Close to the Edge is a significant cave in the Dezaiko Range of the Rocky Mountains in British Columbia, Canada. It is within Close To The Edge Provincial Park and Protected Area about 160 km east of Prince George, British Columbia.

==Name origin==
The cave is named for its remarkable cliffside location; a caver standing on the entrance rampart can look down the 255-metre entrance shaft on one side and down some 700 metres to the valley floor on the other. This topographic oddity is also reminiscent of the artwork on the 1972 record album Close to the Edge by the band Yes, which featured lakes improbably perched on mountain summits. Local cavers also felt "close to the edge" of their abilities while exploring the unprecedented deep shaft.

==Cave setting and form==
The 20m wide entrance to Close to the Edge is located in a cliff near the summit of an unnamed mountain, but is hidden by a natural rampart and thus only visible from the air. The entrance shaft is 255 m deep, by far the deepest in Canada, and often sports a 20-metre-long overhanging icicle.

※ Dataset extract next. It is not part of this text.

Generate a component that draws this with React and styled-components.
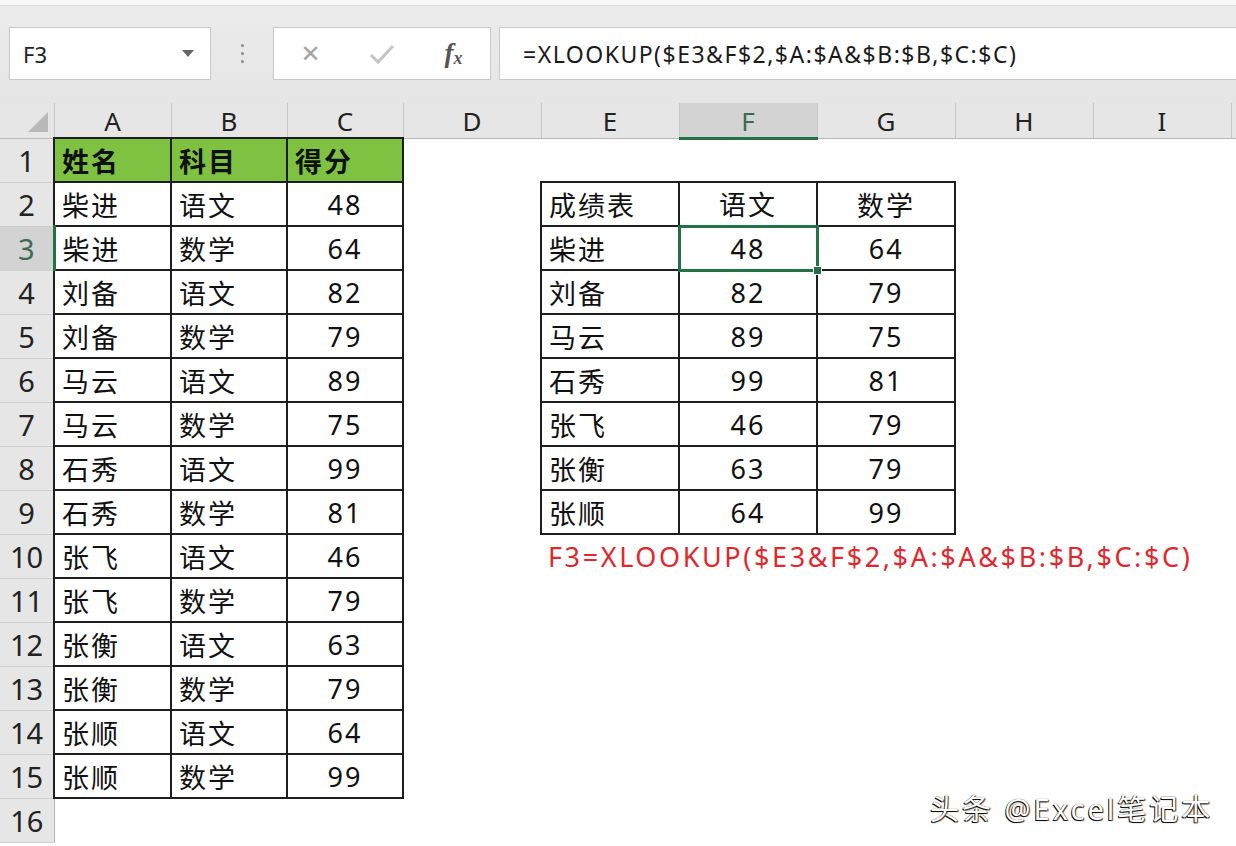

This is followed by shafts of 32 m, 17 m, 7 m, 10 m, 10 m, 8 m, 9 m, 68 m, and 9 m, ending at a sump. As of 2023, the surveyed length of all passages only totals 1153 metres, while its overall depth of 472 metres makes it the fifth-deepest cave in Canada. It is believed that the sump water reappears at Twin Falls Resurgence some 600 m below the entrance.

==Exploration==
The first recorded entrance sighting was in 1985 by cavers in a helicopter supporting a nearby expedition. The following year the cave was explored to a frozen mud and stone blockage at the base of the second pitch at a depth of about 320 meters. The blockage was removed in 1994 by a team led by Neeld Messler, Jim Hewett and Stephen Alvarez. A final exploration in 2001 by a team led by Canadians John Donovan, Jason Morgan, Dan Pach and Australian Warwick M Green (Formally known as Warwick Baggs) pushed the cave from the blockage and discovered the sump at -472 m. This team surveyed and mapped the cave and published their findings with the assistance of Dr Chas Yonge of the University of Calgary. Subsequent explorations have not resulted in further depth.